WRITTEN EXERCISE — Answer with a single number: the count of lines that hold "React".

SOURCE RECORDS —
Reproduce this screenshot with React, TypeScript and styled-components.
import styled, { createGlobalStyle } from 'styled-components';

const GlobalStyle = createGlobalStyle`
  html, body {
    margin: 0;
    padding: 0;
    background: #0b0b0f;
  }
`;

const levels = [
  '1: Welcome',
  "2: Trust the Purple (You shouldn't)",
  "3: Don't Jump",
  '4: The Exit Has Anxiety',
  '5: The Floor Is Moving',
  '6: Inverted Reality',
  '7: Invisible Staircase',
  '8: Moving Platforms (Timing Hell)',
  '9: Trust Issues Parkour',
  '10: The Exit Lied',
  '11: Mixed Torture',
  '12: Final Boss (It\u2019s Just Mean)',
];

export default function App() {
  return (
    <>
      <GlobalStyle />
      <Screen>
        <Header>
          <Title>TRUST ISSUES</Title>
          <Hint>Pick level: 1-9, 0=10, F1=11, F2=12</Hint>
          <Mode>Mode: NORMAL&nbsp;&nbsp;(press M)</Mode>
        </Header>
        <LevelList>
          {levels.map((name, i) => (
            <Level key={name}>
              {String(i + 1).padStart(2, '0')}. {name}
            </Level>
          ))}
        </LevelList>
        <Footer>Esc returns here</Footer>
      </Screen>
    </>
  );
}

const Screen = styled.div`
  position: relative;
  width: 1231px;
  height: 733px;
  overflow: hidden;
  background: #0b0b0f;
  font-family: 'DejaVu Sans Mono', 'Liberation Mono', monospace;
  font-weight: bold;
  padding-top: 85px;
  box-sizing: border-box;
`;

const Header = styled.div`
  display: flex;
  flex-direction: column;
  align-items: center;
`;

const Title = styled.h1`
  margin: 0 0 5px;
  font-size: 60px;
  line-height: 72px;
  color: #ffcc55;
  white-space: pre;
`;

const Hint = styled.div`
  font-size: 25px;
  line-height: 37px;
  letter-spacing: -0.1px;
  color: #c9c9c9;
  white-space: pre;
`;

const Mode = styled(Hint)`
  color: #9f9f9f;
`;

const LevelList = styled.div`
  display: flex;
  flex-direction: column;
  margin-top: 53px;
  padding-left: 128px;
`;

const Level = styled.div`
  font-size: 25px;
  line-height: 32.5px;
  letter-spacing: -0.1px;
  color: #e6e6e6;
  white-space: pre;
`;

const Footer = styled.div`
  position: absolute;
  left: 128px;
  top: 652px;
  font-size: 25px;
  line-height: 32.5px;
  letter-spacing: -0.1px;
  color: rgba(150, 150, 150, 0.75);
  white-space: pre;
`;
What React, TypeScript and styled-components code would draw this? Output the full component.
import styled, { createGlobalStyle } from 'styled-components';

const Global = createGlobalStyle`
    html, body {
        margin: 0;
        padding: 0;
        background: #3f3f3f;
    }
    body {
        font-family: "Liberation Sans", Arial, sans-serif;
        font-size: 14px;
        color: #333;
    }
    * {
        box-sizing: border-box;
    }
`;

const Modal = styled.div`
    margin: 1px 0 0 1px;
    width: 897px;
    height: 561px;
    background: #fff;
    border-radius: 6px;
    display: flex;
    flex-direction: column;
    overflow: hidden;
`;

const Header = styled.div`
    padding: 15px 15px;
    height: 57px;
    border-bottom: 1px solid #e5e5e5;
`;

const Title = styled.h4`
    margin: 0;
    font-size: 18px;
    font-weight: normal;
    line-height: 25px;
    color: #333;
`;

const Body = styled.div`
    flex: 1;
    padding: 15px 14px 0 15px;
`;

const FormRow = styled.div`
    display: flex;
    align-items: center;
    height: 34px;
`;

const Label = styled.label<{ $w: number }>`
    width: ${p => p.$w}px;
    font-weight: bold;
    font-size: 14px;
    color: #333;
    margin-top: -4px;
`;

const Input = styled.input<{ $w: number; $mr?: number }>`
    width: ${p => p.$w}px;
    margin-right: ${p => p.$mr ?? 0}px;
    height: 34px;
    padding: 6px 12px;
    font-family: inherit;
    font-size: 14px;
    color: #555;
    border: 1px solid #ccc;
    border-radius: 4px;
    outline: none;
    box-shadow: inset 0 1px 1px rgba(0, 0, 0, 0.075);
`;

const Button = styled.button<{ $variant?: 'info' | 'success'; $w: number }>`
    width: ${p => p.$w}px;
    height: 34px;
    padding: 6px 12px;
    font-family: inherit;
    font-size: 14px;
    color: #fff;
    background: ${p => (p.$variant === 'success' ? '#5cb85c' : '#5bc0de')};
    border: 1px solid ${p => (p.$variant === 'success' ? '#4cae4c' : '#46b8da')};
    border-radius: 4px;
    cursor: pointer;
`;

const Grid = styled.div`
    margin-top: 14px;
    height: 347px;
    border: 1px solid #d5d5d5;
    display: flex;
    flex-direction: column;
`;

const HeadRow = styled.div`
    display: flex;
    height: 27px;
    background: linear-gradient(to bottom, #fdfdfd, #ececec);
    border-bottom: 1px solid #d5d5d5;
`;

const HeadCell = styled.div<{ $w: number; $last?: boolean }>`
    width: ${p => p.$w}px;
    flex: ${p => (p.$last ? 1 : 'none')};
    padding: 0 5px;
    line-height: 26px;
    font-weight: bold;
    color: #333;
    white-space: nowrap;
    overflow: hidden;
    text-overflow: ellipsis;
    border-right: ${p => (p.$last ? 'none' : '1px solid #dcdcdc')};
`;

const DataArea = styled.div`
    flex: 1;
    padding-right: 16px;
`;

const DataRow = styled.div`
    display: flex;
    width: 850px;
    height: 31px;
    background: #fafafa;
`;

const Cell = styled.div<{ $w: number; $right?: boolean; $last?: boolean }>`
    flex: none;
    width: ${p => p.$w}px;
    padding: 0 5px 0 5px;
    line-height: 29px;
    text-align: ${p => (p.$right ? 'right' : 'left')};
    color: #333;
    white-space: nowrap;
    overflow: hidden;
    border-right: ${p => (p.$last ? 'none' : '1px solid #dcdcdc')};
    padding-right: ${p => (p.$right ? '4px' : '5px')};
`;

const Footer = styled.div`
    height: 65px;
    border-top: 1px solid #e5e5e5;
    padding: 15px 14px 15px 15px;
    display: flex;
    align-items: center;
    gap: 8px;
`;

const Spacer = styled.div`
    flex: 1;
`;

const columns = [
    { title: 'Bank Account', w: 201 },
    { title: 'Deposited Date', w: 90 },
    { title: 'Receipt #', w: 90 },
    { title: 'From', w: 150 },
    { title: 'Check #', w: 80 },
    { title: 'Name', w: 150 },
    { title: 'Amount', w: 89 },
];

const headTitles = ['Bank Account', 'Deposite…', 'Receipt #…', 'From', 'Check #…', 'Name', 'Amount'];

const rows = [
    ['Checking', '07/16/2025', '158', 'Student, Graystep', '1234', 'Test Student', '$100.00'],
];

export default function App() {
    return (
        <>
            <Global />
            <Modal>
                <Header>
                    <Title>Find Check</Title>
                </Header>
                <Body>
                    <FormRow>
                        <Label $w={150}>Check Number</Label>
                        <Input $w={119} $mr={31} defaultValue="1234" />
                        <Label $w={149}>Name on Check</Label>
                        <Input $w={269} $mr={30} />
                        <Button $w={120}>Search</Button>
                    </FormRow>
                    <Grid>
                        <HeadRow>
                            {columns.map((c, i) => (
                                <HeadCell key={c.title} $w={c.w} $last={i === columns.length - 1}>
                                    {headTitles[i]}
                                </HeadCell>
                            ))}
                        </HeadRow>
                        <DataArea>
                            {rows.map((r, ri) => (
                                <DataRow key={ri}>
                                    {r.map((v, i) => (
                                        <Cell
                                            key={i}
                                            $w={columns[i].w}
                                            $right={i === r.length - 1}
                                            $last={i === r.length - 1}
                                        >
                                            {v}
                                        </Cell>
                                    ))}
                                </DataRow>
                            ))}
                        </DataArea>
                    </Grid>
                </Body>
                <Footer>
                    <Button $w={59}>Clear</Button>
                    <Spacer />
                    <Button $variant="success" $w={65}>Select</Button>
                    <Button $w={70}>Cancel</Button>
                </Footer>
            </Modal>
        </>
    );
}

ANSWER TO THE EXERCISE — 2